Previews are strange events, half party and half excitable tour of art. There are speeches too and, as I walked up the stairs towards the Long Gallery at Nottingham Castle I realised that listening to speeches would be the first part of my duty. At first the combination of microphone and echo so distorted the sound that I was reminded of the opening of Chaplin's City Lights. Perhaps they aren't speeches at all but an installation, I reflected. But they were speeches and, as I moved round the gallery, the sound became clearer. There were several references to the cuts and quite a few to “bonking bunnies”. “In the Days of the Comet” seemed an apt title for the show – if the Comet was a metaphorical reference to George Osborne's hacksaw.
There was something strange about the roughness of the art in the 19th century grandeur of Nottingham Castle. But hints of destruction also seemed apt both for the castle's past - the locals set it alight and watched it burn in the Reform Bill riots of 1831 - and for current anxieties. "It feels like the end of days," a colleague remarked a week or so ago, and her words chimed so well with my own feelings that they have haunted me ever since.
While some works were carefully wrought - sometimes for wealthy patrons - others spoke of change, anger and destruction. I couldn't see all the art clearly for the crowds at the preview and have decided to go back and see the exhibitions again when they were less crowded. I certainly couldn't give the video installations the time they demanded. But I was mesmerised by a mysterious monochrome work with people and peacocks that turned out by a tapestry. And I gazed at what appeared to be a cross between a bombed and deserted house and the kind of cart tugged through battlefields by Mother Courage. It was fragile, dilapidated and strangely beautiful.
Downstairs in the castle café there was free champagne, provided by the exhibition's sponsors, for any visitor with the patience to get through the crush. I met my friend Katie there and we savoured a moment of cool luxury on the castle balcony before returning to look once more at the art.
We were both tired - Katie had come straight from teaching - so decided to leave our visit to the New Art Exchange for another day. Instead we made our way to the Nottingham Contemporary which was also so packed that it was sometimes hard to view the exhibits. I was pleased to find work by the remarkable Alasdair Gray on show - I'm so fond of his fiction that I often forget that he's an artist and designer as well. I hoped to spot him among the hordes but, if he was there, I didn't see him.

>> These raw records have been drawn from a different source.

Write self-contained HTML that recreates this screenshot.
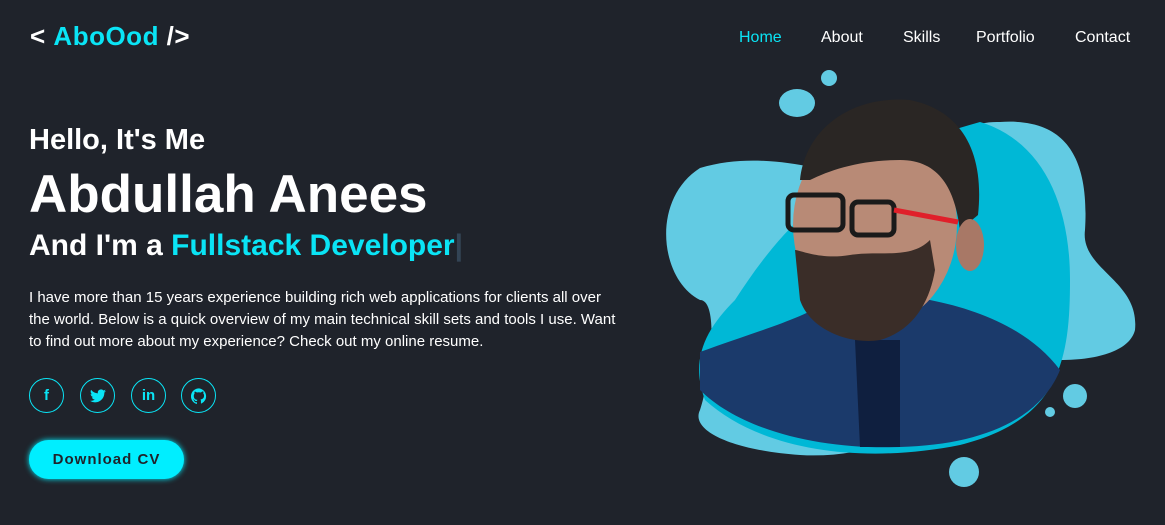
<!DOCTYPE html>
<html><head><style>
*{margin:0;padding:0;box-sizing:border-box}
body{width:1165px;height:525px;background:#1f232b;font-family:"Liberation Sans",sans-serif;color:#fff;position:relative;overflow:hidden}
.logo{position:absolute;left:30px;top:21px;font-size:26px;font-weight:bold;letter-spacing:.5px}
.logo b{color:#0ae4f5}
nav a{position:absolute;top:29px;font-size:16px;color:#fff;text-decoration:none}
h3{position:absolute;left:29px;top:124px;font-size:29px;font-weight:bold}
h1{position:absolute;left:29px;top:164px;font-size:53px;font-weight:bold}
h2{position:absolute;left:29px;top:229px;font-size:30px;font-weight:bold}
h2 span{color:#0ae4f5}
p{position:absolute;left:29px;top:287px;width:590px;font-size:15px;line-height:22px}
.ic{position:absolute;top:378px;width:35px;height:35px;border:1.5px solid #0ae4f5;border-radius:50%;display:flex;align-items:center;justify-content:center;color:#0ae4f5;font-weight:bold;font-size:15px}
.btn{position:absolute;left:29px;top:440px;width:155px;height:39px;border-radius:20px;background:#00eeff;box-shadow:0 0 6px #00eeff;color:#1f232b;font-weight:bold;font-size:15px;letter-spacing:1px;display:flex;align-items:center;justify-content:center}
</style></head><body>
<div class="logo">&lt; <b>AboOod</b> /&gt;</div>
<nav><a style="left:739px;color:#0ae4f5">Home</a><a style="left:821px">About</a><a style="left:903px">Skills</a><a style="left:976px">Portfolio</a><a style="left:1075px">Contact</a></nav>
<h3>Hello, It's Me</h3>
<h1>Abdullah Anees</h1>
<h2>And I'm a <span>Fullstack Developer</span><span style="color:#345">|</span></h2>
<p>I have more than 15 years experience building rich web applications for clients all over the world. Below is a quick overview of my main technical skill sets and tools I use. Want to find out more about my experience? Check out my online resume.</p>
<div class="ic" style="left:29px">f</div>
<div class="ic" style="left:80px"><svg width="16" height="14" viewBox="0 0 24 20"><path fill="#0ae4f5" d="M24 2.4a10 10 0 0 1-2.8.8A5 5 0 0 0 23.3.5a10 10 0 0 1-3.1 1.2A4.9 4.9 0 0 0 11.8 6 14 14 0 0 1 1.7.9a4.9 4.9 0 0 0 1.5 6.6A5 5 0 0 1 1 6.9a4.9 4.9 0 0 0 3.9 4.8 5 5 0 0 1-2.2.1 4.9 4.9 0 0 0 4.6 3.4A9.9 9.9 0 0 1 0 17.3 14 14 0 0 0 7.5 19.5c9 0 14-7.5 14-14v-.6A10 10 0 0 0 24 2.4z"/></svg></div>
<div class="ic" style="left:131px">in</div>
<div class="ic" style="left:181px"><svg width="16" height="16" viewBox="0 0 24 24"><path fill="#0ae4f5" d="M12 .5a12 12 0 0 0-3.8 23.4c.6.1.8-.3.8-.6v-2c-3.3.7-4-1.6-4-1.6-.6-1.4-1.4-1.8-1.4-1.8-1-.7.1-.7.1-.7 1.2.1 1.8 1.2 1.8 1.2 1 1.8 2.8 1.3 3.5 1 .1-.8.4-1.3.7-1.6-2.7-.3-5.5-1.3-5.5-6 0-1.2.5-2.3 1.2-3.1-.1-.4-.5-1.6.1-3.2 0 0 1-.3 3.3 1.2a11.5 11.5 0 0 1 6 0C17.3 4.6 18.3 5 18.3 5c.7 1.6.2 2.8.1 3.2.8.8 1.2 1.9 1.2 3.1 0 4.6-2.8 5.6-5.5 5.9.4.4.8 1.1.8 2.2v3.3c0 .3.2.7.8.6A12 12 0 0 0 12 .5z"/></svg></div>
<div class="btn">Download CV</div>
<svg style="position:absolute;left:0;top:0" width="1165" height="525">
<circle cx="829" cy="78" r="8" fill="#62cbe3"/>
<ellipse cx="797" cy="103" rx="18" ry="14" fill="#62cbe3"/>
<circle cx="1075" cy="396" r="12" fill="#62cbe3"/>
<circle cx="1050" cy="412" r="5" fill="#62cbe3"/>
<circle cx="964" cy="472" r="15" fill="#62cbe3"/>
<path d="M700 168 C760 150 820 170 850 175 C900 170 950 120 1000 122 C1060 118 1090 150 1085 230 C1080 270 1140 280 1135 330 C1130 350 1100 360 1060 360 L1000 380 C950 420 880 460 800 455 C730 450 690 430 700 410 C710 380 720 300 700 300 C660 280 650 200 700 168Z" fill="#62cbe3"/>
<path d="M735 300 C780 230 840 160 980 122 C1040 140 1070 200 1070 280 C1070 360 1060 420 960 445 C860 465 760 450 705 400 C690 360 705 330 735 300Z" fill="#00b8d6"/>
<path d="M700 352 C760 330 800 320 830 300 L930 300 C980 310 1030 330 1060 370 C1040 420 980 445 900 447 C820 450 740 430 700 390Z" fill="#1b3a6b"/>
<path d="M855 340 L900 340 L900 447 L860 447Z" fill="#0f1f3f"/>
<ellipse cx="875" cy="225" rx="82" ry="100" fill="#b88a76"/>
<path d="M800 300 C810 330 850 345 880 340 C915 330 930 300 935 270 L930 240 C910 260 880 250 850 255 C820 260 800 250 795 250Z" fill="#3a2d28"/>
<path d="M800 180 C805 130 850 95 910 100 C960 110 985 150 978 215 L960 230 C955 190 940 160 900 160 C860 160 830 170 810 180Z" fill="#2a2624"/>
<ellipse cx="970" cy="245" rx="14" ry="26" fill="#a87866"/>
<rect x="788" y="195" width="55" height="35" rx="6" fill="none" stroke="#1a1a1a" stroke-width="5"/>
<rect x="852" y="202" width="42" height="33" rx="6" fill="none" stroke="#1a1a1a" stroke-width="5"/>
<path d="M894 210 L958 222" stroke="#e0202a" stroke-width="5"/>
</svg>
</body></html>
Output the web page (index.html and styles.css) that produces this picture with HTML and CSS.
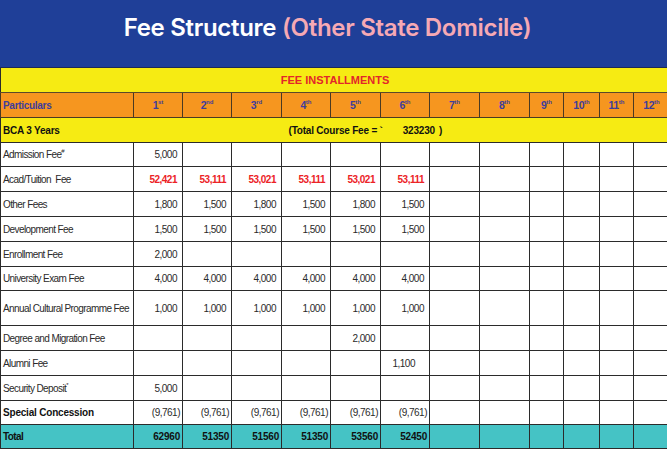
FILE: index.html
```html
<!DOCTYPE html>
<html>
<head>
<meta charset="utf-8">
<link rel="stylesheet" href="styles.css">
</head>
<body>
<div class="page">
  <header class="banner">
    <h1 class="title">Fee Structure <span class="accent">(Other State Domicile)</span></h1>
  </header>
  <table class="fees">
    <colgroup>
      <col class="c-label">
      <col class="c49"><col class="c49"><col class="c50"><col class="c49"><col class="c50">
      <col class="c49"><col class="c50"><col class="c50">
      <col class="c34"><col class="c36"><col class="c34"><col class="c-last">
    </colgroup>
    <tr class="r-title"><td colspan="13">FEE INSTALLMENTS</td></tr>
    <tr class="r-head">
      <td class="lbl">Particulars</td>
      <td>1<sup>st</sup></td><td>2<sup>nd</sup></td><td>3<sup>rd</sup></td><td>4<sup>th</sup></td>
      <td>5<sup>th</sup></td><td>6<sup>th</sup></td><td>7<sup>th</sup></td><td>8<sup>th</sup></td>
      <td>9<sup>th</sup></td><td>10<sup>th</sup></td><td>11<sup>th</sup></td><td>12<sup>th</sup></td>
    </tr>
    <tr class="r-course">
      <td colspan="4" class="course-name">BCA 3 Years</td>
      <td colspan="9" class="course-total">(Total Course Fee = `<span class="sum">323230</span>)</td>
    </tr>
    <tr class="r24"><td class="lbl">Admission Fee<sup>#</sup></td><td>5,000</td><td></td><td></td><td></td><td></td><td></td><td></td><td></td><td></td><td></td><td></td><td></td></tr>
    <tr class="r25 red"><td class="lbl">Acad/Tuition&nbsp; Fee</td><td>52,421</td><td>53,111</td><td>53,021</td><td>53,111</td><td>53,021</td><td>53,111</td><td></td><td></td><td></td><td></td><td></td><td></td></tr>
    <tr class="r25"><td class="lbl">Other Fees</td><td>1,800</td><td>1,500</td><td>1,800</td><td>1,500</td><td>1,800</td><td>1,500</td><td></td><td></td><td></td><td></td><td></td><td></td></tr>
    <tr class="r25"><td class="lbl">Development Fee</td><td>1,500</td><td>1,500</td><td>1,500</td><td>1,500</td><td>1,500</td><td>1,500</td><td></td><td></td><td></td><td></td><td></td><td></td></tr>
    <tr class="r25"><td class="lbl">Enrollment Fee</td><td>2,000</td><td></td><td></td><td></td><td></td><td></td><td></td><td></td><td></td><td></td><td></td><td></td></tr>
    <tr class="r24"><td class="lbl">University Exam Fee</td><td>4,000</td><td>4,000</td><td>4,000</td><td>4,000</td><td>4,000</td><td>4,000</td><td></td><td></td><td></td><td></td><td></td><td></td></tr>
    <tr class="r35"><td class="lbl">Annual Cultural Programme Fee</td><td>1,000</td><td>1,000</td><td>1,000</td><td>1,000</td><td>1,000</td><td>1,000</td><td></td><td></td><td></td><td></td><td></td><td></td></tr>
    <tr class="r25"><td class="lbl">Degree and Migration Fee</td><td></td><td></td><td></td><td></td><td>2,000</td><td></td><td></td><td></td><td></td><td></td><td></td><td></td></tr>
    <tr class="r25"><td class="lbl">Alumni Fee</td><td></td><td></td><td></td><td></td><td></td><td class="mid">1,100</td><td></td><td></td><td></td><td></td><td></td><td></td></tr>
    <tr class="r25"><td class="lbl">Security Deposit<sup>*</sup></td><td>5,000</td><td></td><td></td><td></td><td></td><td></td><td></td><td></td><td></td><td></td><td></td><td></td></tr>
    <tr class="r24 concession"><td class="lbl">Special Concession</td><td>(9,761)</td><td>(9,761)</td><td>(9,761)</td><td>(9,761)</td><td>(9,761)</td><td>(9,761)</td><td></td><td></td><td></td><td></td><td></td><td></td></tr>
    <tr class="r24 total"><td class="lbl">Total</td><td>62960</td><td>51350</td><td>51560</td><td>51350</td><td>53560</td><td>52450</td><td></td><td></td><td></td><td></td><td></td><td></td></tr>
  </table>
</div>
</body>
</html>
```
FILE: styles.css
```css
html, body {
  margin: 0;
  padding: 0;
}
body {
  background: #1f3f98;
  width: 667px;
  height: 449px;
  overflow: hidden;
}
.page {
  width: 667px;
  overflow: hidden;
}
.banner {
  height: 67px;
  display: flex;
  justify-content: center;
  box-sizing: border-box;
  padding-top: 12px;
  padding-right: 12px;
}
.title {
  margin: 0;
  font-family: "Inter", "Open Sans", sans-serif;
  font-weight: 600;
  font-size: 24px;
  line-height: 32px;
  color: #ffffff;
  letter-spacing: -0.3px;
}
.accent {
  color: #f6a9b4;
}
.fees {
  border-collapse: collapse;
  table-layout: fixed;
  width: 669px;
  font-family: "Liberation Sans", Arial, sans-serif;
  font-size: 10px;
  letter-spacing: -0.5px;
  color: #2a2a2a;
  background: #ffffff;
}
.c-label { width: 133px; }
.c49 { width: 49px; }
.c50 { width: 50px; }
.c34 { width: 34px; }
.c36 { width: 36px; }
.c-last { width: 36px; }
.fees td {
  border: 1px solid #2b2b2b;
  padding: 0 5px 0 2px;
  text-align: right;
  vertical-align: middle;
  white-space: nowrap;
  overflow: visible;
}
.fees td.lbl {
  text-align: left;
  padding-left: 2px;
  letter-spacing: -0.6px;
}
.r-title td {
  background: #f6eb13;
  color: #e3262a;
  font-weight: bold;
  font-size: 11px;
  text-align: center;
  height: 24px;
  padding: 0;
  letter-spacing: 0;
  border-top: 1px solid #1e2a55;
  border-bottom: 1px solid #5b4a2a;
}
.r-head td {
  background: #f6961f;
  color: #3e3d9b;
  font-weight: bold;
  font-size: 10.5px;
  text-align: center;
  height: 24px;
  border-color: #4a3a22;
  padding: 0;
}
.r-head td.lbl {
  padding-left: 2px;
  letter-spacing: -0.3px;
  font-size: 10px;
}
.r-head sup {
  font-size: 7.5px;
  vertical-align: 5px;
  line-height: 0;
  letter-spacing: 0;
}
.r-course td {
  background: #f6eb13;
  color: #111111;
  font-weight: bold;
  height: 24px;
  border-left: none;
  border-right: none;
  border-top: 1px solid #2a4a9a;
}
.r-course td.course-name {
  text-align: left;
  padding-left: 2px;
  border-left: 1px solid #2b2b2b;
  letter-spacing: -0.2px;
}
.r-course td.course-total {
  text-align: left;
  padding-left: 7px;
  letter-spacing: -0.2px;
}
.sum {
  margin-left: 20px;
  margin-right: 4px;
}
.r24 td { height: 23px; }
.r25 td { height: 24px; }
.r35 td { height: 34px; }
.fees sup {
  font-size: 6px;
  vertical-align: 5px;
  line-height: 0;
}
.red td {
  color: #ec2226;
  font-weight: bold;
}
.red td.lbl {
  color: #2a2a2a;
  font-weight: normal;
}
td.mid {
  text-align: right;
  padding-right: 14px;
}
.concession td {
  padding-right: 2px;
}
.concession td.lbl {
  font-weight: bold;
  color: #111111;
  letter-spacing: -0.2px;
}
.total td {
  background: #45c3c5;
  font-weight: bold;
  color: #111111;
  padding-right: 2px;
  letter-spacing: -0.2px;
}
```
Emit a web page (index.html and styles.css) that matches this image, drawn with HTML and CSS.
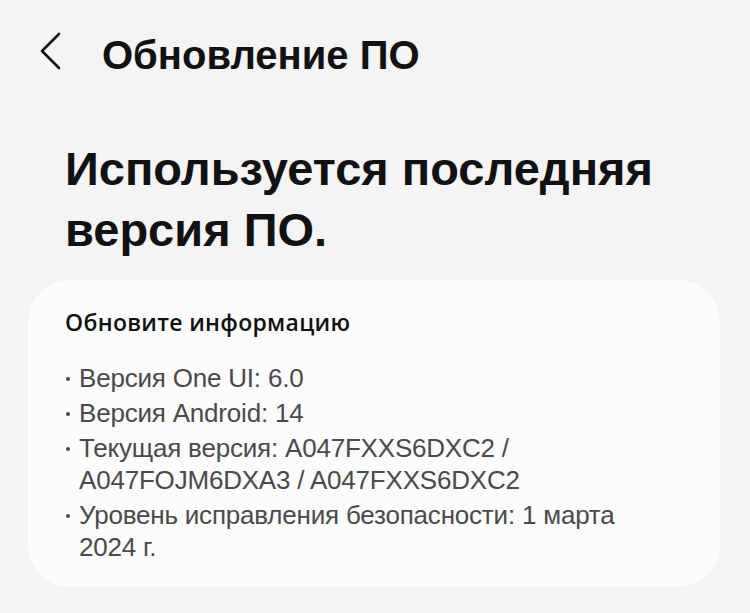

Tiredness induced frivolity. Katie looked at what appeared to be a giant teddy-bear's head made out of canvas and wondered if it would be possible to use it for camping. We inspected the guy ropes and looked for tent flaps before sadly concluding that there was no useful entrance to the main space. Then I saw the fire.
It was plainly meant to be there. As I approached I could see that the flame occupied part of a metal park bench. Perched next to it was an extraordinarily accurate life-size model of a bearded young man wearing only a pair of blue y-fronts. As I got closer, I realised that it was not a model at all but a young man, sitting very still and gazing at the flame beside him. There's something strange about being invited to stare at a semi-nude man in an art gallery. I became aware of textures, flesh tones, the unnevenness of toes, softness, imperfection, vulnerability.
Katie and I read the notice together. It informed us that the flame would be lit once a day and that, once a week, it would be tended by "a naked youth." "But he isn't naked," I whispered to Katie. She instantly urged me to complain. But how could I complain to a still youth who was involved in a work of art?
Katie considered other grounds for complaint. He wasn't tending the flame, merely watching it. As if to reinforce her comments, the flame extinguished itself and went out. We wandered back in the direction of the youth, who had started engaging in conversation with visitors. But we were too late. Just as we arrived at his bench, a curator appeared holding a dressing gown which the youth put on before departing round a corner.
We saw the youth later, in the bar. By this time he was wearing a check shirt and looking cheerful. Frivolity was taking over. Katie drew my attention to the visitors' shoes and fashion sense. Then she suggested we were too tired for more art - and indeed we were. We headed, briefly, to a cocktail bar before going home.
It's comforting to know that the exhibitions continue till January. That should give me the opportunity for several visits. I may even attempt a more serious review. In the meantime, the first newspaper reviews are being published, and they're good.